3. Incluir actores e forças políticas relevantes
A legitimidade do diálogo dependerá da capacidade de integrar – formal ou informalmente – figuras e partidos que gozam de representatividade junto de sectores significativos da sociedade. Se certas forças, como Venâncio Mondlane ou o partido ANAMOLA, não puderem integrar directamente a Comissão Técnica, é imperativo criar canais institucionais para que as suas propostas sejam recebidas, registadas e reconhecidas publicamente. Mais do que ouvir, é necessário demonstrar que essas contribuições terão impacto nas conclusões e ficarão reflectidas nos resultados finais.
4. Produzir resultados intermédios
Aguardar até 2027 por conclusões finais é incompatível com a gravidade dos desafios actuais. O processo deve apresentar medidas concretas no curto prazo – por exemplo, compromissos de transparência orçamental, iniciativas de reconciliação comunitária em zonas afectadas por violência ou acordos sobre gestão de recursos públicos. Pequenas victórias podem gerar impacto político elevado, mostrar que o diálogo produz efeitos e manter a mobilização social.
5. Permitir monitoria independente
Nada impede que universidades, organizações cívicas ou parceiros internacionais acompanhem o desenvolvimento do diálogo e publiquem avaliações autónomas. Esse escrutínio externo deve ser visto como factor de reforço, não como ameaça. Num contexto de desconfiança, apenas a fiscalização independente pode atenuar suspeitas de captura e conferir maior credibilidade ao processo.

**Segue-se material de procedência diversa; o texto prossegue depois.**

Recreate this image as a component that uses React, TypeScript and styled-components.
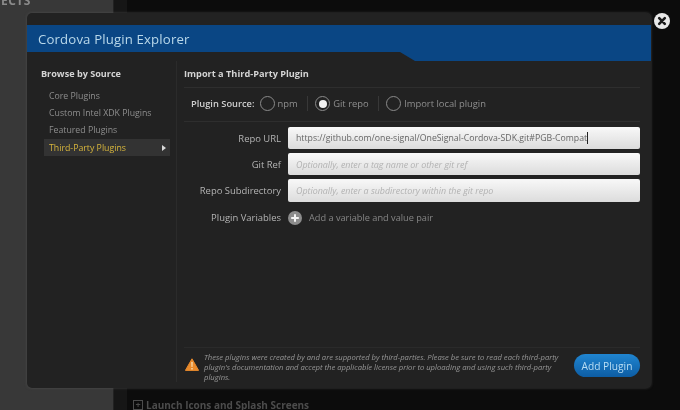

6. Praticar um consenso autêntico
A regra dos três quartos não deve funcionar como atalho para impor maiorias pré-definidas. A legitimidade não nasce de números, mas de compromissos construídos. Se os líderes optarem por negociação substantiva, mesmo dentro das regras existentes, será possível alcançar acordos que transcendam divisões e sinalizem renovação política.